◆ Source data:
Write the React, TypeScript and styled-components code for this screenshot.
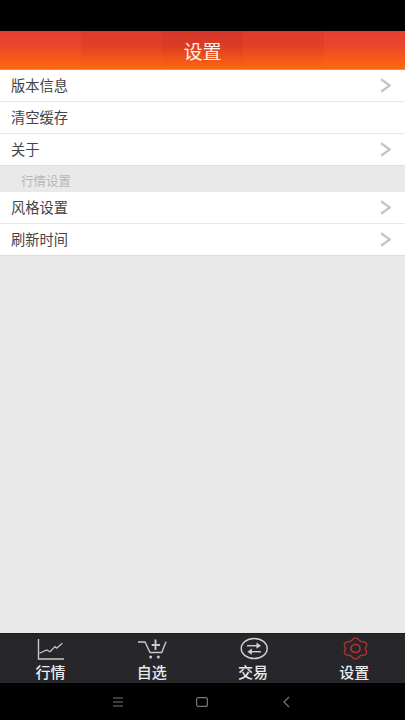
import React from 'react';

import styled, {createGlobalStyle} from 'styled-components';

const GlobalStyle = createGlobalStyle`
    html,
    body {
        margin: 0;
        padding: 0;
        height: 100%;
        background: #000;
    }

    #root {
        height: 100%;
    }
`;

const FONT = `"Noto Sans CJK SC", "Liberation Sans", sans-serif`;

const BAND_SHADES = ['rgba(120,0,0,0)', 'rgba(120,0,0,0.08)', 'rgba(120,0,0,0.14)', 'rgba(120,0,0,0.08)', 'rgba(120,0,0,0)'];

// six soft lobes, slightly wider than tall
function buildGearPath() {
    const points: string[] = [];
    for (let i = 0; i < 96; i++) {
        const angle = (i / 96) * Math.PI * 2;
        const radius = 1 + 0.11 * Math.cos(6 * angle);
        const x = 14.5 + 11.2 * radius * Math.sin(angle);
        const y = 12.5 - 9.4 * radius * Math.cos(angle);
        points.push(`${x.toFixed(2)} ${y.toFixed(2)}`);
    }
    return `M${points.join(' L')} Z`;
}

function Chevron() {
    return (
        <StyledChevron viewBox="0 0 12 16">
            <path d="M1.2 1.2 L10.6 8 L1.2 14.8" fill="none" stroke="#c6c6c6" strokeWidth="2.5" />
        </StyledChevron>
    );
}

function MarketIcon() {
    return (
        <svg width="28" height="24" viewBox="0 0 28 24" fill="none" stroke="#c9c9c9" strokeWidth="1.4">
            <path d="M1.5 3 V23 H27" />
            <path d="M2.5 17.3 L9.7 14 L13 15.7 L18 10.7 L19.7 12.3 L25.3 7.3" strokeWidth="1.2" />
        </svg>
    );
}

function CartIcon() {
    return (
        <svg width="30" height="24" viewBox="0 0 30 24" fill="none" stroke="#c9c9c9" strokeWidth="1.4">
            <path d="M1 6 H8 L13 16.5 H24.7 L29 5.7" />
            <path d="M14.7 9 H23 M18.5 3.5 V14" strokeWidth="1.9" />
            <circle cx="13.7" cy="21" r="1.5" fill="#c9c9c9" stroke="none" />
            <circle cx="21.3" cy="21" r="1.5" fill="#c9c9c9" stroke="none" />
        </svg>
    );
}

function TradeIcon() {
    return (
        <svg width="28" height="24" viewBox="0 0 28 24" fill="none" stroke="#d2d2d2" strokeWidth="1.4" overflow="visible">
            <ellipse cx="15.2" cy="12.5" rx="13" ry="10" />
            <path d="M8 9.7 H20" strokeWidth="1.4" />
            <path d="M22 15.7 H10" strokeWidth="1.4" />
            <polygon points="22,9.7 17.5,6.6 17.5,12.8" fill="#d2d2d2" stroke="none" />
            <polygon points="8.4,15.7 12.9,12.6 12.9,18.8" fill="#d2d2d2" stroke="none" />
        </svg>
    );
}

function SettingsIcon() {
    return (
        <svg width="26" height="24" viewBox="0 0 26 24" fill="none" stroke="#b5312f" strokeWidth="1.4" overflow="visible">
            <path d={buildGearPath()} />
            <ellipse cx="14.5" cy="12.5" rx="4.5" ry="4" strokeWidth="1.7" />
        </svg>
    );
}

const TABS = [
    {label: '行情', icon: <MarketIcon />},
    {label: '自选', icon: <CartIcon />},
    {label: '交易', icon: <TradeIcon />},
    {label: '设置', icon: <SettingsIcon />},
];

export default function App() {
    return (
        <StyledPage>
            <GlobalStyle />
            <StyledStatusBar />
            <StyledHeader>
                <StyledBands>
                    {BAND_SHADES.map((shade, index) => (
                        <StyledBand key={index} $shade={shade} />
                    ))}
                </StyledBands>
                <StyledTitle>设置</StyledTitle>
            </StyledHeader>
            <StyledContent>
                <StyledRow><StyledRowLabel>版本信息</StyledRowLabel><Chevron /></StyledRow>
                <StyledRow><StyledRowLabel>清空缓存</StyledRowLabel></StyledRow>
                <StyledRow $last><StyledRowLabel>关于</StyledRowLabel><Chevron /></StyledRow>
                <StyledSection>行情设置</StyledSection>
                <StyledRow><StyledRowLabel>风格设置</StyledRowLabel><Chevron /></StyledRow>
                <StyledRow $last><StyledRowLabel>刷新时间</StyledRowLabel><Chevron /></StyledRow>
            </StyledContent>
            <StyledTabBar>
                {TABS.map((tab) => (
                    <StyledTab key={tab.label}>
                        <StyledTabIcon>{tab.icon}</StyledTabIcon>
                        <StyledTabLabel>{tab.label}</StyledTabLabel>
                    </StyledTab>
                ))}
            </StyledTabBar>
            <StyledNavBar>
                <svg width="12" height="10" viewBox="0 0 12 10" stroke="#777" strokeWidth="1.2">
                    <path d="M1 1 H11 M1 5 H11 M1 9 H11" />
                </svg>
                <svg width="12" height="10" viewBox="0 0 12 10" fill="none" stroke="#777" strokeWidth="1.2">
                    <rect x="0.6" y="0.6" width="10.8" height="8.8" rx="2" />
                </svg>
                <svg width="12" height="12" viewBox="0 0 12 12" fill="none" stroke="#777" strokeWidth="1.2">
                    <path d="M9 1 L4 6 L9 11" />
                </svg>
            </StyledNavBar>
        </StyledPage>
    );
}

const StyledPage = styled.div`
    display: flex;
    flex-direction: column;
    width: 405px;
    height: 720px;
    overflow: hidden;
    font-family: ${FONT};
`;

const StyledStatusBar = styled.div`
    height: 31px;
    background: #000;
`;

const StyledHeader = styled.header`
    position: relative;
    height: 39px;
    background: linear-gradient(180deg, #e63f32 0%, #e9452c 35%, #f7591a 70%, #fd690e 100%);
    box-shadow: inset 0 -1px 0 #fb8a3a;
`;

const StyledBands = styled.div`
    position: absolute;
    inset: 0 0 1px;
    display: grid;
    grid-template-columns: repeat(5, 1fr);
`;

const StyledBand = styled.div<{$shade: string}>`
    background: linear-gradient(180deg, ${(p) => p.$shade} 40%, rgba(120, 0, 0, 0) 100%);
`;

const StyledTitle = styled.h1`
    position: relative;
    margin: 0;
    line-height: 39px;
    text-align: center;
    font-size: 19px;
    font-weight: 400;
    color: #fff3ea;
`;

const StyledContent = styled.main`
    flex: 1;
    background: #e9e9e9;
`;

const StyledRow = styled.div<{$last?: boolean}>`
    display: flex;
    align-items: center;
    justify-content: space-between;
    box-sizing: border-box;
    height: 32px;
    padding: 0 14px 1px 11px;
    background: #fff;
    border-bottom: 1px solid ${(p) => (p.$last ? '#dedede' : '#e8e8e8')};
`;

const StyledRowLabel = styled.span`
    margin-bottom: 2px;
    font-size: 14.25px;
    color: #444;
`;

const StyledChevron = styled.svg`
    width: 11px;
    height: 15px;
`;

const StyledSection = styled.div`
    box-sizing: border-box;
    height: 26px;
    padding: 0 21px;
    line-height: 30px;
    font-size: 12.5px;
    color: #b8b8b8;
`;

const StyledTabBar = styled.nav`
    display: grid;
    grid-template-columns: repeat(4, 1fr);
    box-sizing: border-box;
    height: 50px;
    background: #26262b;
    border-top: 1px solid #1b1b20;
`;

const StyledTab = styled.div`
    display: flex;
    flex-direction: column;
    align-items: center;
`;

const StyledTabIcon = styled.div`
    display: flex;
    align-items: center;
    justify-content: center;
    height: 28px;
`;

const StyledTabLabel = styled.span`
    margin-top: 1px;
    font-size: 15px;
    font-weight: 500;
    line-height: 18px;
    color: #ececec;
`;

const StyledNavBar = styled.div`
    display: flex;
    align-items: center;
    justify-content: center;
    gap: 72px;
    box-sizing: border-box;
    height: 37px;
    padding-right: 2px;
    background: #000;
`;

◆ To do: From the material above, copy everything exactly but the pictures.

◆ Response to this task:
Write the React, TypeScript and styled-components code for this screenshot.
import React from 'react';

import styled, {createGlobalStyle} from 'styled-components';

const GlobalStyle = createGlobalStyle`
    html,
    body {
        margin: 0;
        padding: 0;
        height: 100%;
        background: #000;
    }

    #root {
        height: 100%;
    }
`;

const FONT = `"Noto Sans CJK SC", "Liberation Sans", sans-serif`;

const BAND_SHADES = ['rgba(120,0,0,0)', 'rgba(120,0,0,0.08)', 'rgba(120,0,0,0.14)', 'rgba(120,0,0,0.08)', 'rgba(120,0,0,0)'];

// six soft lobes, slightly wider than tall
function buildGearPath() {
    const points: string[] = [];
    for (let i = 0; i < 96; i++) {
        const angle = (i / 96) * Math.PI * 2;
        const radius = 1 + 0.11 * Math.cos(6 * angle);
        const x = 14.5 + 11.2 * radius * Math.sin(angle);
        const y = 12.5 - 9.4 * radius * Math.cos(angle);
        points.push(`${x.toFixed(2)} ${y.toFixed(2)}`);
    }
    return `M${points.join(' L')} Z`;
}

function Chevron() {
    return (
        <StyledChevron viewBox="0 0 12 16">
            <path d="M1.2 1.2 L10.6 8 L1.2 14.8" fill="none" stroke="#c6c6c6" strokeWidth="2.5" />
        </StyledChevron>
    );
}

function MarketIcon() {
    return (
        <svg width="28" height="24" viewBox="0 0 28 24" fill="none" stroke="#c9c9c9" strokeWidth="1.4">
            <path d="M1.5 3 V23 H27" />
            <path d="M2.5 17.3 L9.7 14 L13 15.7 L18 10.7 L19.7 12.3 L25.3 7.3" strokeWidth="1.2" />
        </svg>
    );
}

function CartIcon() {
    return (
        <svg width="30" height="24" viewBox="0 0 30 24" fill="none" stroke="#c9c9c9" strokeWidth="1.4">
            <path d="M1 6 H8 L13 16.5 H24.7 L29 5.7" />
            <path d="M14.7 9 H23 M18.5 3.5 V14" strokeWidth="1.9" />
            <circle cx="13.7" cy="21" r="1.5" fill="#c9c9c9" stroke="none" />
            <circle cx="21.3" cy="21" r="1.5" fill="#c9c9c9" stroke="none" />
        </svg>
    );
}

function TradeIcon() {
    return (
        <svg width="28" height="24" viewBox="0 0 28 24" fill="none" stroke="#d2d2d2" strokeWidth="1.4" overflow="visible">
            <ellipse cx="15.2" cy="12.5" rx="13" ry="10" />
            <path d="M8 9.7 H20" strokeWidth="1.4" />
            <path d="M22 15.7 H10" strokeWidth="1.4" />
            <polygon points="22,9.7 17.5,6.6 17.5,12.8" fill="#d2d2d2" stroke="none" />
            <polygon points="8.4,15.7 12.9,12.6 12.9,18.8" fill="#d2d2d2" stroke="none" />
        </svg>
    );
}

function SettingsIcon() {
    return (
        <svg width="26" height="24" viewBox="0 0 26 24" fill="none" stroke="#b5312f" strokeWidth="1.4" overflow="visible">
            <path d={buildGearPath()} />
            <ellipse cx="14.5" cy="12.5" rx="4.5" ry="4" strokeWidth="1.7" />
        </svg>
    );
}

const TABS = [
    {label: '行情', icon: <MarketIcon />},
    {label: '自选', icon: <CartIcon />},
    {label: '交易', icon: <TradeIcon />},
    {label: '设置', icon: <SettingsIcon />},
];

export default function App() {
    return (
        <StyledPage>
            <GlobalStyle />
            <StyledStatusBar />
            <StyledHeader>
                <StyledBands>
                    {BAND_SHADES.map((shade, index) => (
                        <StyledBand key={index} $shade={shade} />
                    ))}
                </StyledBands>
                <StyledTitle>设置</StyledTitle>
            </StyledHeader>
            <StyledContent>
                <StyledRow><StyledRowLabel>版本信息</StyledRowLabel><Chevron /></StyledRow>
                <StyledRow><StyledRowLabel>清空缓存</StyledRowLabel></StyledRow>
                <StyledRow $last><StyledRowLabel>关于</StyledRowLabel><Chevron /></StyledRow>
                <StyledSection>行情设置</StyledSection>
                <StyledRow><StyledRowLabel>风格设置</StyledRowLabel><Chevron /></StyledRow>
                <StyledRow $last><StyledRowLabel>刷新时间</StyledRowLabel><Chevron /></StyledRow>
            </StyledContent>
            <StyledTabBar>
                {TABS.map((tab) => (
                    <StyledTab key={tab.label}>
                        <StyledTabIcon>{tab.icon}</StyledTabIcon>
                        <StyledTabLabel>{tab.label}</StyledTabLabel>
                    </StyledTab>
                ))}
            </StyledTabBar>
            <StyledNavBar>
                <svg width="12" height="10" viewBox="0 0 12 10" stroke="#777" strokeWidth="1.2">
                    <path d="M1 1 H11 M1 5 H11 M1 9 H11" />
                </svg>
                <svg width="12" height="10" viewBox="0 0 12 10" fill="none" stroke="#777" strokeWidth="1.2">
                    <rect x="0.6" y="0.6" width="10.8" height="8.8" rx="2" />
                </svg>
                <svg width="12" height="12" viewBox="0 0 12 12" fill="none" stroke="#777" strokeWidth="1.2">
                    <path d="M9 1 L4 6 L9 11" />
                </svg>
            </StyledNavBar>
        </StyledPage>
    );
}

const StyledPage = styled.div`
    display: flex;
    flex-direction: column;
    width: 405px;
    height: 720px;
    overflow: hidden;
    font-family: ${FONT};
`;

const StyledStatusBar = styled.div`
    height: 31px;
    background: #000;
`;

const StyledHeader = styled.header`
    position: relative;
    height: 39px;
    background: linear-gradient(180deg, #e63f32 0%, #e9452c 35%, #f7591a 70%, #fd690e 100%);
    box-shadow: inset 0 -1px 0 #fb8a3a;
`;

const StyledBands = styled.div`
    position: absolute;
    inset: 0 0 1px;
    display: grid;
    grid-template-columns: repeat(5, 1fr);
`;

const StyledBand = styled.div<{$shade: string}>`
    background: linear-gradient(180deg, ${(p) => p.$shade} 40%, rgba(120, 0, 0, 0) 100%);
`;

const StyledTitle = styled.h1`
    position: relative;
    margin: 0;
    line-height: 39px;
    text-align: center;
    font-size: 19px;
    font-weight: 400;
    color: #fff3ea;
`;

const StyledContent = styled.main`
    flex: 1;
    background: #e9e9e9;
`;

const StyledRow = styled.div<{$last?: boolean}>`
    display: flex;
    align-items: center;
    justify-content: space-between;
    box-sizing: border-box;
    height: 32px;
    padding: 0 14px 1px 11px;
    background: #fff;
    border-bottom: 1px solid ${(p) => (p.$last ? '#dedede' : '#e8e8e8')};
`;

const StyledRowLabel = styled.span`
    margin-bottom: 2px;
    font-size: 14.25px;
    color: #444;
`;

const StyledChevron = styled.svg`
    width: 11px;
    height: 15px;
`;

const StyledSection = styled.div`
    box-sizing: border-box;
    height: 26px;
    padding: 0 21px;
    line-height: 30px;
    font-size: 12.5px;
    color: #b8b8b8;
`;

const StyledTabBar = styled.nav`
    display: grid;
    grid-template-columns: repeat(4, 1fr);
    box-sizing: border-box;
    height: 50px;
    background: #26262b;
    border-top: 1px solid #1b1b20;
`;

const StyledTab = styled.div`
    display: flex;
    flex-direction: column;
    align-items: center;
`;

const StyledTabIcon = styled.div`
    display: flex;
    align-items: center;
    justify-content: center;
    height: 28px;
`;

const StyledTabLabel = styled.span`
    margin-top: 1px;
    font-size: 15px;
    font-weight: 500;
    line-height: 18px;
    color: #ececec;
`;

const StyledNavBar = styled.div`
    display: flex;
    align-items: center;
    justify-content: center;
    gap: 72px;
    box-sizing: border-box;
    height: 37px;
    padding-right: 2px;
    background: #000;
`;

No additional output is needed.